Word Choice and Syntax
In a film, the camera determines our impression of the setting. Whether or now we feel a setting is threatening or friendly depends primarily on the visual techniques of the filmmaker. However in books, the word choice and sentence structure can change how you feel about a location, and it may be in contrast to how the setting physically looks. Here is a bright, sunny day in suburban California, as described by Tom Wolfe in “The Kandy-Kolored Tangerine-Flake Streamline Baby.”
…endless scorched boulevards lined with one-story stores, shops, bowling alleys, skating rinks, taco drive-ins, all of them shaped not like rectangles but like trapezoids, from the way the roofs slant up from the back and the plate-glass fronts slant out as if they’re going to pitch forward on the sidewalk and throw up.

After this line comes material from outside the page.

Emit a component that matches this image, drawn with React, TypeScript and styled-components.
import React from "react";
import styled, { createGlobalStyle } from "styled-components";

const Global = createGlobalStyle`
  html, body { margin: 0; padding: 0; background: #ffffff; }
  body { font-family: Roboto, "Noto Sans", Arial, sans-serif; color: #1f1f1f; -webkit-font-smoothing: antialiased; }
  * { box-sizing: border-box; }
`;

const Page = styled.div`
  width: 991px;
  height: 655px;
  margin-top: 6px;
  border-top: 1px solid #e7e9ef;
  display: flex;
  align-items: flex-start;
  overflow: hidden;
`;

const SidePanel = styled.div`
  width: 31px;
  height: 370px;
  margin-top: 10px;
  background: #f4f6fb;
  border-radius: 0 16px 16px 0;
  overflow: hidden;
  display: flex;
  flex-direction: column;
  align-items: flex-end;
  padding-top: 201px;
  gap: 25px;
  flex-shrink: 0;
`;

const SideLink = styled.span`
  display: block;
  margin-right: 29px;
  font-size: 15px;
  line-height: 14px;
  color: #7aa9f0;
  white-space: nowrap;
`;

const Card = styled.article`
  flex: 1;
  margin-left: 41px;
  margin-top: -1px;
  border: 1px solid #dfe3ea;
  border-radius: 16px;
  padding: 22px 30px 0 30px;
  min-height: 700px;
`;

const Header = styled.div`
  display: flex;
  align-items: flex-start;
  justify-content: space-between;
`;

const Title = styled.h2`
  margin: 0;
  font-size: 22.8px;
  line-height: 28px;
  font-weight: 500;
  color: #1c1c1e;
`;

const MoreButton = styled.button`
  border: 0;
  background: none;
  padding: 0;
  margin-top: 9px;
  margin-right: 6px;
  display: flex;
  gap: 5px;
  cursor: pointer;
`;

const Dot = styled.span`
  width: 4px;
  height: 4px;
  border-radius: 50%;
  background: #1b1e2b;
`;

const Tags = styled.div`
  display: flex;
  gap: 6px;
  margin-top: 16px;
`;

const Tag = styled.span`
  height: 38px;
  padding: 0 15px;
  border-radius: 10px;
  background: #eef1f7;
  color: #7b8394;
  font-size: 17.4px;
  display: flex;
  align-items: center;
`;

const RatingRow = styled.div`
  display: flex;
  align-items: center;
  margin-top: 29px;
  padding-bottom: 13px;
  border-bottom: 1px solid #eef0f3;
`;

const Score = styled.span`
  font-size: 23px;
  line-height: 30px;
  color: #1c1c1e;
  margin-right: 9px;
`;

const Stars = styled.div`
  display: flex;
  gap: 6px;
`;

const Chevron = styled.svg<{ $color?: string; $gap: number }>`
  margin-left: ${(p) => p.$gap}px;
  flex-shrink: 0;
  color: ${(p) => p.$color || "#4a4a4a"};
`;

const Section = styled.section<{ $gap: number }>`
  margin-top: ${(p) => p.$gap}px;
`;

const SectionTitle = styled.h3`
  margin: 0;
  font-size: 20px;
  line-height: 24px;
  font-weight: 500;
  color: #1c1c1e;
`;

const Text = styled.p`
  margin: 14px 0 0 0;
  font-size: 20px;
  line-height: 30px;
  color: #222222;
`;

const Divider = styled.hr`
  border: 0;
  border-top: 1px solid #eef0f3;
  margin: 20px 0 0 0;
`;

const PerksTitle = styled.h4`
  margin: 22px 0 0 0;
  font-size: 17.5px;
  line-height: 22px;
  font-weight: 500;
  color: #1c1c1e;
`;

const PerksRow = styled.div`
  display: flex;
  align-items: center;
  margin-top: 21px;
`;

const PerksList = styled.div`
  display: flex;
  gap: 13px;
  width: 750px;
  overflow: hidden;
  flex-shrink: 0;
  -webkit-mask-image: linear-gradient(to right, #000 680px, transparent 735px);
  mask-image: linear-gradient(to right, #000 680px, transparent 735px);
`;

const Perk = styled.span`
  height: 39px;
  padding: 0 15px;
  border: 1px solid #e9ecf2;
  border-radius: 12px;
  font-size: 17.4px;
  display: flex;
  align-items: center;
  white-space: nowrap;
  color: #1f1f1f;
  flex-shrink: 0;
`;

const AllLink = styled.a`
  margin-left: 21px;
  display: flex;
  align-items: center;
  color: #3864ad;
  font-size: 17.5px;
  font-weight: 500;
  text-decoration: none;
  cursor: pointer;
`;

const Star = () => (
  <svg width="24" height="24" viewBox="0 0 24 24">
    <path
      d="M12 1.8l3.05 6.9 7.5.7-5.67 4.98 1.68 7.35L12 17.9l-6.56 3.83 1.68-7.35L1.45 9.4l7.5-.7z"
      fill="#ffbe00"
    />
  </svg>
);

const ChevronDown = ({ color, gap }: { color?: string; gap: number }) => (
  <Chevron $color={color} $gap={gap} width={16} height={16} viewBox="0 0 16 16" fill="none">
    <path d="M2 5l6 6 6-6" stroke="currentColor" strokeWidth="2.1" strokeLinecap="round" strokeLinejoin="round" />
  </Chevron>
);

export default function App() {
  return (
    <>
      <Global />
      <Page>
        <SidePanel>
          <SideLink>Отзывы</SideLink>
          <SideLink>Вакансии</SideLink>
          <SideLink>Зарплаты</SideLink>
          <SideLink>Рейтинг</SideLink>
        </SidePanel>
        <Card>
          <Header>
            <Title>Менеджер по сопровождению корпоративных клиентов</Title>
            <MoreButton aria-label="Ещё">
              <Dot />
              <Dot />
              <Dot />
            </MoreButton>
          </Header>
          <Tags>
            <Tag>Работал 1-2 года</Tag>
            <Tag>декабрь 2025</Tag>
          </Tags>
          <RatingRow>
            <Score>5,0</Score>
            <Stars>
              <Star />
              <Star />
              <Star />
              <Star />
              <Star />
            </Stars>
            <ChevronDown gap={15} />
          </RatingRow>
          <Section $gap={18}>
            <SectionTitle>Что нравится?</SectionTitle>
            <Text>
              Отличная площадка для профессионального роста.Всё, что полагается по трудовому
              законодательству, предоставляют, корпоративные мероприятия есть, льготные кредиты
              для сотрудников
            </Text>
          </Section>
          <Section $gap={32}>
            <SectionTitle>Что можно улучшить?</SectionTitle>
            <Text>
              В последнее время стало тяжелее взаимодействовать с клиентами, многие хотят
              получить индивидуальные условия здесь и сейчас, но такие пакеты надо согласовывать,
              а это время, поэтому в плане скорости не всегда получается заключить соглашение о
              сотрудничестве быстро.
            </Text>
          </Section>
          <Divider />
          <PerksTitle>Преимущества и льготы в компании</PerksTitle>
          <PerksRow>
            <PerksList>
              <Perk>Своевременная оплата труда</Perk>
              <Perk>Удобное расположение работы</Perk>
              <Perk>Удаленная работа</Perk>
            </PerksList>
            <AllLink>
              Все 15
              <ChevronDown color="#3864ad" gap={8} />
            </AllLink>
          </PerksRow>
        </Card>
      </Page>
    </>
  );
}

The long list of nouns in this sentence has a dizzying effect. The length of the sentence makes it hard to catch one’s breath, which is also reflected in the choice of adjective, “endless.” All these techniques, along with the simile about the building throwing up, make it clear that this is a hostile alien environment, despite being a normal Southern California suburb.
Internal Sensations
A film can show you a character’s face and body language better than a book can. A great actor can make even a sparsely written character come to life. However, books have an advantage when it comes to revealing the internal sensations of a character.
The Ben Lerner short story “Cafe Loup” takes place in the brief moments while the narrator is choking to death. A film could show a person choking—his face turning colors, his rigid hands coming toward his neck—but it would be impossible to convey in the visual medium what choking feels like. As the narrator’s friend begins the Heimlich maneuver, this is what he experiences:
Aaron was behind me, his breath on my neck, trying to figure out where to put his hands. Instead of my life “flashing before my eyes,” a series of odors were doing whatever the olfactory equivalent of flashing is, all of them intensified by the fact that I couldn’t inhale. Childhood cut grass (nothing is a cliché when you’re dying), the sulfur of strike-anywhere matches, asphalt after rain, fresh paint in a room whose windows are open in the spring, movie-theatre popcorn, the sexual smell (that is, the vaginal smell) of a woman who broke my heart in my late twenties, hyacinth, watermelon candy (in the throat of Mrs. Sackett’s student?), my first cat (Felix), grilled peaches at my brother’s in Seattle […] as Aaron performed his first ineffectual thrust, tears finally in my eyes, haloing all the tabletop candles, my little aleph, little star, my asterisk, and even as my peripheral vision began to contract and my ears started to ring and I was begging my daughter to forgive me in my mind, I was surprised—and surprised that I was surprised, that in my last moments on earth, as I was flooded with terror and love, I had the mental space to note how the world failed to conform to my expectations of it…
Conclusion
Sometimes I see beginner writers use techniques from film in their stories—montages that slice a bunch of scenes together, or dialogue that is said to be inaudible to the reader. In literature, these techniques don’t make sense and only create confusion. But when an author uses techniques that are especially for the written form, they can create a unique artistic experience that no movie can imitate. The best way to learn these techniques is to read—read widely and frequently.